On the opposite end of the spectrum, let’s request as many jobs as the arguments we’ve provided:

$ parallel --jobs 5 sleep {}';' echo Job {} done ::: 5 4 3 1 2 
Job 1 done
Job 2 done
Job 3 done
Job 4 done
Job 5 done

Here, the output looks different. We’re launching five jobs at the same time. The output shows that the job that finishes the earliest is that whose argument is 1 since it’s sleeping the smallest amount of time. The next command is the one with argument 2, then 3, and so on.

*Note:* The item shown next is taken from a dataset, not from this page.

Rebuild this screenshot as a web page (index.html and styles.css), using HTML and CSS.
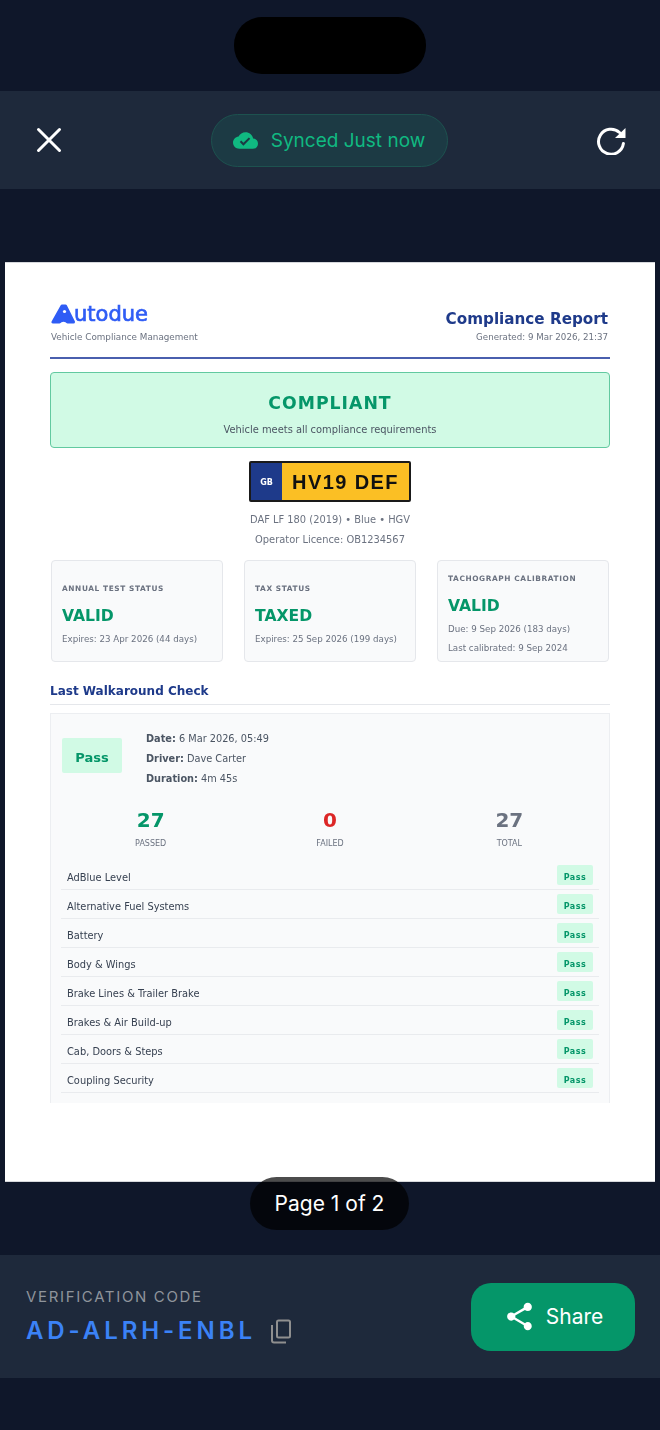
FILE: index.html
```html
<!DOCTYPE html>
<html lang="en">
<head>
    <meta charset="UTF-8">
    <meta name="viewport" content="width=device-width, initial-scale=1.0">
    <title>Compliance Report</title>
    <link rel="stylesheet" href="styles.css">
</head>
<body>
    <div class="status-area">
        <div class="notch"></div>
    </div>

    <header class="top-bar">
        <button class="icon-btn" aria-label="Close">
            <svg width="26" height="26" viewBox="0 0 26 26" fill="none" stroke="#fff" stroke-width="3" stroke-linecap="round"><path d="M2.5 2.5L23.5 23.5M23.5 2.5L2.5 23.5"/></svg>
        </button>
        <div class="sync-pill">
            <svg width="25" height="25" viewBox="0 0 24 24" fill="#10b981"><path fill-rule="evenodd" d="M19.35 10.04C18.67 6.59 15.64 4 12 4 9.11 4 6.6 5.64 5.35 8.04 2.34 8.36 0 10.91 0 14c0 3.31 2.69 6 6 6h13c2.76 0 5-2.24 5-5 0-2.64-2.05-4.78-4.65-4.96zM10 17l-3.5-3.5 1.41-1.41L10 14.17 15.18 9l1.41 1.41L10 17z"/></svg>
            <span>Synced Just now</span>
        </div>
        <button class="icon-btn" aria-label="Refresh">
            <svg width="30" height="30" viewBox="0 0 30 30" fill="none"><path d="M23.5 7.5A12.5 12.5 0 1 0 27.4 18.5" stroke="#fff" stroke-width="3" stroke-linecap="round"/><path d="M29.5 3V13H19Z" fill="#fff"/></svg>
        </button>
    </header>

    <main class="viewer">
        <div class="doc">
            <div class="doc-head">
                <div>
                    <div class="logo">
                        <svg width="25" height="21" viewBox="0 0 25 21">
                            <path fill="#2f5cf5" stroke="#2f5cf5" stroke-width="3" stroke-linejoin="round" d="M11 2L2 18H22.5L14.5 2Z"/>
                            <path fill="#fff" d="M8.5 20Q12.5 15.5 16.5 20Z"/>
                            <circle cx="13.5" cy="7.5" r="1.6" fill="#fff"/>
                        </svg>
                        <span>utodue</span>
                    </div>
                    <div class="tagline">Vehicle Compliance Management</div>
                </div>
                <div class="report-info">
                    <div class="report-title">Compliance Report</div>
                    <div class="generated">Generated: 9 Mar 2026, 21:37</div>
                </div>
            </div>

            <div class="banner">
                <div class="banner-title">COMPLIANT</div>
                <div class="banner-sub">Vehicle meets all compliance requirements</div>
            </div>

            <div class="plate">
                <div class="plate-gb">GB</div>
                <div class="plate-reg">HV19 DEF</div>
            </div>
            <div class="vehicle-info">
                <p>DAF LF 180 (2019) • Blue • HGV</p>
                <p>Operator Licence: OB1234567</p>
            </div>

            <div class="cards">
                <div class="card">
                    <div class="card-label">ANNUAL TEST STATUS</div>
                    <div class="card-value">VALID</div>
                    <div class="card-detail">Expires: 23 Apr 2026 (44 days)</div>
                </div>
                <div class="card">
                    <div class="card-label">TAX STATUS</div>
                    <div class="card-value">TAXED</div>
                    <div class="card-detail">Expires: 25 Sep 2026 (199 days)</div>
                </div>
                <div class="card">
                    <div class="card-label">TACHOGRAPH CALIBRATION</div>
                    <div class="card-value">VALID</div>
                    <div class="card-detail">Due: 9 Sep 2026 (183 days)</div>
                    <div class="card-detail">Last calibrated: 9 Sep 2024</div>
                </div>
            </div>

            <h2 class="section-title">Last Walkaround Check</h2>

            <div class="check-panel">
                <div class="check-head">
                    <div class="pass-big">Pass</div>
                    <div class="check-meta">
                        <p><strong>Date:</strong> 6 Mar 2026, 05:49</p>
                        <p><strong>Driver:</strong> Dave Carter</p>
                        <p><strong>Duration:</strong> 4m 45s</p>
                    </div>
                </div>
                <div class="stats">
                    <div class="stat"><div class="stat-num green">27</div><div class="stat-label">PASSED</div></div>
                    <div class="stat"><div class="stat-num red">0</div><div class="stat-label">FAILED</div></div>
                    <div class="stat"><div class="stat-num grey">27</div><div class="stat-label">TOTAL</div></div>
                </div>
                <div class="check-row"><span>AdBlue Level</span><span class="pass-small">Pass</span></div>
                <div class="check-row"><span>Alternative Fuel Systems</span><span class="pass-small">Pass</span></div>
                <div class="check-row"><span>Battery</span><span class="pass-small">Pass</span></div>
                <div class="check-row"><span>Body &amp; Wings</span><span class="pass-small">Pass</span></div>
                <div class="check-row"><span>Brake Lines &amp; Trailer Brake</span><span class="pass-small">Pass</span></div>
                <div class="check-row"><span>Brakes &amp; Air Build-up</span><span class="pass-small">Pass</span></div>
                <div class="check-row"><span>Cab, Doors &amp; Steps</span><span class="pass-small">Pass</span></div>
                <div class="check-row"><span>Coupling Security</span><span class="pass-small">Pass</span></div>
            </div>
        </div>
        <div class="page-pill">Page 1 of 2</div>
    </main>

    <footer class="bottom-bar">
        <div>
            <div class="code-label">VERIFICATION CODE</div>
            <div class="code-row">
                <span class="code">AD-ALRH-ENBL</span>
                <svg width="21" height="25" viewBox="0 0 21 25" fill="none" stroke="#8f8f8f" stroke-width="2"><rect x="7" y="1.5" width="13" height="17" rx="1.5"/><path d="M2 6V21.5A2 2 0 0 0 4 23.5H16"/></svg>
            </div>
        </div>
        <button class="share-btn">
            <svg width="33" height="33" viewBox="0 0 24 24" fill="#fff"><path d="M18 16.08c-.76 0-1.44.3-1.96.77L8.91 12.7c.05-.23.09-.46.09-.7s-.04-.47-.09-.7l7.05-4.11c.54.5 1.25.81 2.04.81 1.66 0 3-1.34 3-3s-1.34-3-3-3-3 1.34-3 3c0 .24.04.47.09.7L8.04 9.81C7.5 9.31 6.79 9 6 9c-1.66 0-3 1.34-3 3s1.34 3 3 3c.79 0 1.5-.31 2.04-.81l7.12 4.16c-.05.21-.08.43-.08.65 0 1.61 1.31 2.92 2.92 2.92 1.61 0 2.92-1.31 2.92-2.92s-1.31-2.92-2.92-2.92z"/></svg>
            <span>Share</span>
        </button>
    </footer>
</body>
</html>
```
FILE: styles.css
```css
/* App shell */
* {
    box-sizing: border-box;
}
body {
    font-family: Inter, sans-serif;
    background-color: #0f172a;
    color: #fff;
    margin: 0;
    height: 1430px;
    overflow: hidden;
}
p {
    margin: 0;
}
button {
    font-family: inherit;
    border: none;
    background: none;
    padding: 0;
}
.status-area {
    height: 91px;
    padding-top: 17px;
    display: flex;
    justify-content: center;
}
.notch {
    width: 192px;
    height: 57px;
    background-color: #000;
    border-radius: 28px;
}
.top-bar {
    height: 98px;
    background-color: #1e293b;
    display: flex;
    align-items: center;
    justify-content: space-between;
    padding: 0 34px 0 36px;
}
.icon-btn {
    display: flex;
}
.sync-pill {
    width: 237px;
    height: 53px;
    display: flex;
    align-items: center;
    justify-content: center;
    gap: 13px;
    background-color: #1c3a44;
    border: 1.5px solid #1d524f;
    border-radius: 27px;
    color: #10b981;
    font-size: 19px;
}

/* Document preview */
.viewer {
    position: relative;
    height: 1066px;
    padding: 73px 5px 0;
}
.doc {
    height: 920px;
    background-color: #fff;
    color: #374151;
    font-family: "DejaVu Sans", sans-serif;
    padding: 38px 45px 0;
    overflow: hidden;
    border: 1px solid #d6d8dc;
    border-width: 1px 0;
    filter: blur(0.35px);
}
.doc-head {
    display: flex;
    justify-content: space-between;
    align-items: flex-start;
    height: 58px;
    border-bottom: 2px solid #4a5fae;
}
.logo {
    display: flex;
    align-items: flex-end;
    height: 26px;
    margin-left: 1px;
    font-size: 21px;
    font-weight: 500;
    color: #2f5cf5;
    -webkit-text-stroke: 0.7px #2f5cf5;
}
.logo svg {
    margin-bottom: 2px;
}
.logo span {
    margin-left: -2px;
    line-height: 26px;
}
.tagline {
    margin: 5px 0 0 1px;
    font-size: 8.8px;
    color: #6b7280;
}
.report-info {
    text-align: right;
    padding: 9px 2px 0 0;
}
.report-title {
    font-size: 15.2px;
    font-weight: bold;
    color: #1e3a8a;
}
.generated {
    margin-top: 4px;
    font-size: 8.7px;
    color: #6b7280;
}
.banner {
    margin-top: 13px;
    height: 76px;
    background-color: #d1fae5;
    border: 1.5px solid #62c9a0;
    border-radius: 4px;
    text-align: center;
    padding-top: 18px;
}
.banner-title {
    font-size: 17.3px;
    line-height: 24px;
    font-weight: bold;
    letter-spacing: 1px;
    color: #059669;
}
.banner-sub {
    margin-top: 8px;
    font-size: 9.9px;
    line-height: 14px;
    color: #4b5563;
}
.plate {
    display: flex;
    width: 162px;
    height: 41px;
    margin: 13px auto 0;
    border: 2px solid #1a1a1a;
    border-radius: 2px;
}
.plate-gb {
    width: 31px;
    background-color: #1e3a8a;
    color: #fff;
    font-size: 8px;
    font-weight: bold;
    display: flex;
    align-items: center;
    justify-content: center;
    padding-top: 2px;
}
.plate-reg {
    flex: 1;
    background-color: #fbbf24;
    color: #111;
    font-family: "Liberation Sans", sans-serif;
    font-size: 20px;
    font-weight: bold;
    letter-spacing: 1.4px;
    display: flex;
    align-items: center;
    justify-content: center;
    padding-top: 2px;
}
.vehicle-info {
    margin-top: 8px;
    text-align: center;
    font-size: 9.9px;
    line-height: 20px;
    color: #6b7280;
}
.cards {
    display: grid;
    grid-template-columns: repeat(3, 172px);
    justify-content: space-between;
    margin: 10px 1px 0;
    height: 102px;
}
.card {
    background-color: #f9fafb;
    border: 1px solid #e5e7eb;
    border-radius: 4px;
    padding: 6px 10px 0;
    display: flex;
    flex-direction: column;
    justify-content: center;
}
.card-label {
    font-size: 7.4px;
    line-height: 10px;
    font-weight: bold;
    letter-spacing: 0.6px;
    color: #6b7280;
}
.card-value {
    margin-top: 12px;
    font-size: 15.6px;
    line-height: 20px;
    font-weight: bold;
    color: #059669;
}
.card-detail {
    margin-top: 7px;
    font-size: 8.7px;
    line-height: 12px;
    color: #6b7280;
}
.section-title {
    margin: 21px 0 0;
    height: 22px;
    font-size: 12px;
    line-height: 16px;
    color: #1e3a8a;
    border-bottom: 1px solid #e5e7eb;
}
.check-panel {
    margin-top: 8px;
    height: 390px;
    background-color: #f9fafb;
    border: 1px solid #eceef1;
    border-bottom: none;
    padding: 15px 10px 0;
    overflow: hidden;
}
.check-head {
    display: flex;
    align-items: flex-start;
    padding-left: 1px;
}
.pass-big {
    width: 60px;
    height: 35px;
    margin: 9px 24px 0 0;
    background-color: #d1fae5;
    border-radius: 2px;
    color: #059669;
    font-size: 13px;
    font-weight: bold;
    display: flex;
    align-items: center;
    justify-content: center;
    padding-top: 4px;
}
.check-meta {
    font-size: 9.75px;
    line-height: 20px;
    color: #4b5563;
}
.stats {
    display: grid;
    grid-template-columns: repeat(3, 1fr);
    margin-top: 17px;
    height: 55px;
    text-align: center;
}
.stat-num {
    font-size: 20px;
    line-height: 28px;
    font-weight: bold;
}
.green {
    color: #059669;
}
.red {
    color: #dc2626;
}
.grey {
    color: #6b7280;
}
.stat-label {
    margin-top: 5px;
    font-size: 8px;
    line-height: 10px;
    color: #6b7280;
}
.check-row {
    height: 29px;
    display: flex;
    align-items: flex-end;
    justify-content: space-between;
    padding: 0 6px 4px 6px;
    border-bottom: 1px solid #e9ebee;
    font-size: 9.85px;
    line-height: 14px;
    color: #374151;
}
.pass-small {
    width: 36px;
    height: 20px;
    background-color: #d1fae5;
    border-radius: 2px;
    color: #059669;
    font-size: 8px;
    font-weight: bold;
    letter-spacing: 0.5px;
    text-align: center;
    line-height: 25px;
}
.page-pill {
    position: absolute;
    top: 988px;
    left: 250px;
    width: 159px;
    height: 53px;
    background-color: rgba(0, 0, 0, 0.7);
    border-radius: 27px;
    color: #fff;
    font-size: 21px;
    display: flex;
    align-items: center;
    justify-content: center;
}

/* Bottom bar */
.bottom-bar {
    height: 123px;
    background-color: #1e293b;
    display: flex;
    align-items: center;
    justify-content: space-between;
    padding: 0 25px 0 26px;
}
.code-label {
    font-size: 15px;
    line-height: 20px;
    letter-spacing: 1.65px;
    color: #8f949b;
}
.code-row {
    display: flex;
    align-items: center;
    gap: 14px;
    margin-top: 9px;
}
.code {
    font-size: 24px;
    line-height: 30px;
    font-weight: 600;
    letter-spacing: 3.9px;
    color: #3b82f6;
}
.share-btn {
    width: 164px;
    height: 68px;
    background-color: #059669;
    border-radius: 20px;
    color: #fff;
    font-size: 21px;
    display: flex;
    align-items: center;
    justify-content: center;
    gap: 10px;
}
```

Finally, let’s see how the job slots work when we request two job slots but provide five arguments:

$ parallel --jobs 2 sleep {}';' echo Job {} done ::: 5 4 3 1 2 
Job 4 done
Job 5 done
Job 1 done
Job 3 done
Job 2 done

Here we’ve requested two job slots, let’s call them slots A and B. To start with, slot A gets assigned the commands with argument 5, and slot B the command with argument 4. Slot B will finish its job earlier and display its output, starting with the command with argument 3. Once the job with argument 5 finishes, slot A will begin with the command with argument 1. Now, slot A will finish earlier than slot B and grab the last remaining command with argument 2.

Let’s map this out with a table:

Job Slot A

Argument 5

Argument 1

Argument 2

Job Slot B

Argument 4

Argument 3

We can see that the output order matches the job ending for each job slot.

By default, parallel will try to use all available resources to split the jobs.

5. Conclusion

In this article, we’ve talked about the parallel command. We started discussing the structure of the command call and where to place the arguments depending on how we feed them.

Then, we discussed more advanced uses, such as specifying the location of these arguments.

Finally, we talked about the control of the output and the execution of the jobs.